PROVIDED DATA:
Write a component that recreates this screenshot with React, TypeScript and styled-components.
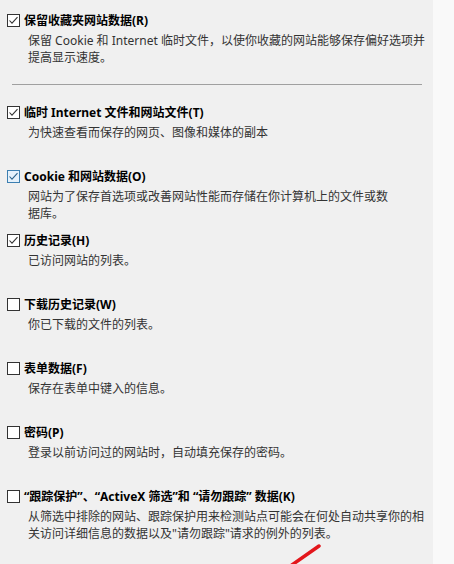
import React from "react";
import styled, { createGlobalStyle } from "styled-components";

const GlobalStyle = createGlobalStyle`
  html, body {
    margin: 0;
    padding: 0;
    background: #f9f9f9;
  }
  body {
    font-family: "Noto Sans", "Noto Sans CJK SC", sans-serif;
    -webkit-font-smoothing: antialiased;
  }
`;

interface OptionItem {
  title: string;
  lines: string[];
  checked: boolean;
  focused?: boolean;
}

const Panel = styled.div`
  position: relative;
  width: 433px;
  height: 564px;
  background: #f0f0f0;
  padding-top: 10px;
  box-sizing: border-box;
  overflow: hidden;
`;

const Option = styled.div`
  height: 64px;
  padding-left: 7px;
  box-sizing: border-box;
`;

const TitleRow = styled.label`
  display: flex;
  align-items: center;
  height: 20px;
  gap: 4px;
  font-size: 12px;
  font-weight: 700;
  color: #000;
  white-space: nowrap;
`;

const Box = styled.span<{ $focused?: boolean }>`
  display: flex;
  align-items: center;
  justify-content: center;
  width: 13px;
  height: 13px;
  box-sizing: border-box;
  border: 1px solid ${(p) => (p.$focused ? "#3c7fb1" : "#333333")};
  background: ${(p) => (p.$focused ? "#e5f1fb" : "#ffffff")};
  flex-shrink: 0;
`;

const Desc = styled.div`
  padding: 2px 0 0 21px;
  font-size: 12px;
  line-height: 17px;
  color: #333333;
  white-space: nowrap;
`;

const Separator = styled.hr`
  margin: 10px 0 17px 12px;
  width: 410px;
  height: 0;
  border: none;
  border-top: 1px solid #a0a0a0;
`;

const Arrow = styled.svg`
  position: absolute;
  left: 280px;
  top: 536px;
`;

const first: OptionItem = {
  title: "保留收藏夹网站数据(R)",
  lines: [
    "保留 Cookie 和 Internet 临时文件，以使你收藏的网站能够保存偏好选项并",
    "提高显示速度。",
  ],
  checked: true,
};

const options: OptionItem[] = [
  {
    title: "临时 Internet 文件和网站文件(T)",
    lines: ["为快速查看而保存的网页、图像和媒体的副本"],
    checked: true,
  },
  {
    title: "Cookie 和网站数据(O)",
    lines: [
      "网站为了保存首选项或改善网站性能而存储在你计算机上的文件或数",
      "据库。",
    ],
    checked: true,
    focused: true,
  },
  {
    title: "历史记录(H)",
    lines: ["已访问网站的列表。"],
    checked: true,
  },
  {
    title: "下载历史记录(W)",
    lines: ["你已下载的文件的列表。"],
    checked: false,
  },
  {
    title: "表单数据(F)",
    lines: ["保存在表单中键入的信息。"],
    checked: false,
  },
  {
    title: "密码(P)",
    lines: ["登录以前访问过的网站时，自动填充保存的密码。"],
    checked: false,
  },
  {
    title: "“跟踪保护”、“ActiveX 筛选”和 “请勿跟踪” 数据(K)",
    lines: [
      "从筛选中排除的网站、跟踪保护用来检测站点可能会在何处自动共享你的相",
      "关访问详细信息的数据以及\"请勿跟踪\"请求的例外的列表。",
    ],
    checked: false,
  },
];

function CheckBox({ checked, focused }: { checked: boolean; focused?: boolean }) {
  return (
    <Box $focused={focused}>
      {checked && (
        <svg width="11" height="11" viewBox="0 0 11 11">
          <polyline
            points="1.5,5.5 4,8.2 9.5,2.2"
            fill="none"
            stroke={focused ? "#2c628b" : "#333333"}
            strokeWidth="1.1"
          />
        </svg>
      )}
    </Box>
  );
}

function OptionRow({ item }: { item: OptionItem }) {
  return (
    <Option>
      <TitleRow>
        <CheckBox checked={item.checked} focused={item.focused} />
        {item.title}
      </TitleRow>
      <Desc>
        {item.lines.map((line) => (
          <div key={line}>{line}</div>
        ))}
      </Desc>
    </Option>
  );
}

export default function App() {
  return (
    <>
      <GlobalStyle />
      <Panel>
        <OptionRow item={first} />
        <Separator />
        {options.map((item) => (
          <OptionRow key={item.title} item={item} />
        ))}
        <Arrow width="50" height="30" viewBox="0 0 50 30">
          <line x1="9" y1="31" x2="39" y2="10" stroke="#e3161b" strokeWidth="3.5" strokeLinecap="round" />
        </Arrow>
      </Panel>
    </>
  );
}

TASK DIRECTIONS:
Every line of text is to be repeated exactly; pictures are left out.

COMPLETED TASK:
Write a component that recreates this screenshot with React, TypeScript and styled-components.
import React from "react";
import styled, { createGlobalStyle } from "styled-components";

const GlobalStyle = createGlobalStyle`
  html, body {
    margin: 0;
    padding: 0;
    background: #f9f9f9;
  }
  body {
    font-family: "Noto Sans", "Noto Sans CJK SC", sans-serif;
    -webkit-font-smoothing: antialiased;
  }
`;

interface OptionItem {
  title: string;
  lines: string[];
  checked: boolean;
  focused?: boolean;
}

const Panel = styled.div`
  position: relative;
  width: 433px;
  height: 564px;
  background: #f0f0f0;
  padding-top: 10px;
  box-sizing: border-box;
  overflow: hidden;
`;

const Option = styled.div`
  height: 64px;
  padding-left: 7px;
  box-sizing: border-box;
`;

const TitleRow = styled.label`
  display: flex;
  align-items: center;
  height: 20px;
  gap: 4px;
  font-size: 12px;
  font-weight: 700;
  color: #000;
  white-space: nowrap;
`;

const Box = styled.span<{ $focused?: boolean }>`
  display: flex;
  align-items: center;
  justify-content: center;
  width: 13px;
  height: 13px;
  box-sizing: border-box;
  border: 1px solid ${(p) => (p.$focused ? "#3c7fb1" : "#333333")};
  background: ${(p) => (p.$focused ? "#e5f1fb" : "#ffffff")};
  flex-shrink: 0;
`;

const Desc = styled.div`
  padding: 2px 0 0 21px;
  font-size: 12px;
  line-height: 17px;
  color: #333333;
  white-space: nowrap;
`;

const Separator = styled.hr`
  margin: 10px 0 17px 12px;
  width: 410px;
  height: 0;
  border: none;
  border-top: 1px solid #a0a0a0;
`;

const Arrow = styled.svg`
  position: absolute;
  left: 280px;
  top: 536px;
`;

const first: OptionItem = {
  title: "保留收藏夹网站数据(R)",
  lines: [
    "保留 Cookie 和 Internet 临时文件，以使你收藏的网站能够保存偏好选项并",
    "提高显示速度。",
  ],
  checked: true,
};

const options: OptionItem[] = [
  {
    title: "临时 Internet 文件和网站文件(T)",
    lines: ["为快速查看而保存的网页、图像和媒体的副本"],
    checked: true,
  },
  {
    title: "Cookie 和网站数据(O)",
    lines: [
      "网站为了保存首选项或改善网站性能而存储在你计算机上的文件或数",
      "据库。",
    ],
    checked: true,
    focused: true,
  },
  {
    title: "历史记录(H)",
    lines: ["已访问网站的列表。"],
    checked: true,
  },
  {
    title: "下载历史记录(W)",
    lines: ["你已下载的文件的列表。"],
    checked: false,
  },
  {
    title: "表单数据(F)",
    lines: ["保存在表单中键入的信息。"],
    checked: false,
  },
  {
    title: "密码(P)",
    lines: ["登录以前访问过的网站时，自动填充保存的密码。"],
    checked: false,
  },
  {
    title: "“跟踪保护”、“ActiveX 筛选”和 “请勿跟踪” 数据(K)",
    lines: [
      "从筛选中排除的网站、跟踪保护用来检测站点可能会在何处自动共享你的相",
      "关访问详细信息的数据以及\"请勿跟踪\"请求的例外的列表。",
    ],
    checked: false,
  },
];

function CheckBox({ checked, focused }: { checked: boolean; focused?: boolean }) {
  return (
    <Box $focused={focused}>
      {checked && (
        <svg width="11" height="11" viewBox="0 0 11 11">
          <polyline
            points="1.5,5.5 4,8.2 9.5,2.2"
            fill="none"
            stroke={focused ? "#2c628b" : "#333333"}
            strokeWidth="1.1"
          />
        </svg>
      )}
    </Box>
  );
}

function OptionRow({ item }: { item: OptionItem }) {
  return (
    <Option>
      <TitleRow>
        <CheckBox checked={item.checked} focused={item.focused} />
        {item.title}
      </TitleRow>
      <Desc>
        {item.lines.map((line) => (
          <div key={line}>{line}</div>
        ))}
      </Desc>
    </Option>
  );
}

export default function App() {
  return (
    <>
      <GlobalStyle />
      <Panel>
        <OptionRow item={first} />
        <Separator />
        {options.map((item) => (
          <OptionRow key={item.title} item={item} />
        ))}
        <Arrow width="50" height="30" viewBox="0 0 50 30">
          <line x1="9" y1="31" x2="39" y2="10" stroke="#e3161b" strokeWidth="3.5" strokeLinecap="round" />
        </Arrow>
      </Panel>
    </>
  );
}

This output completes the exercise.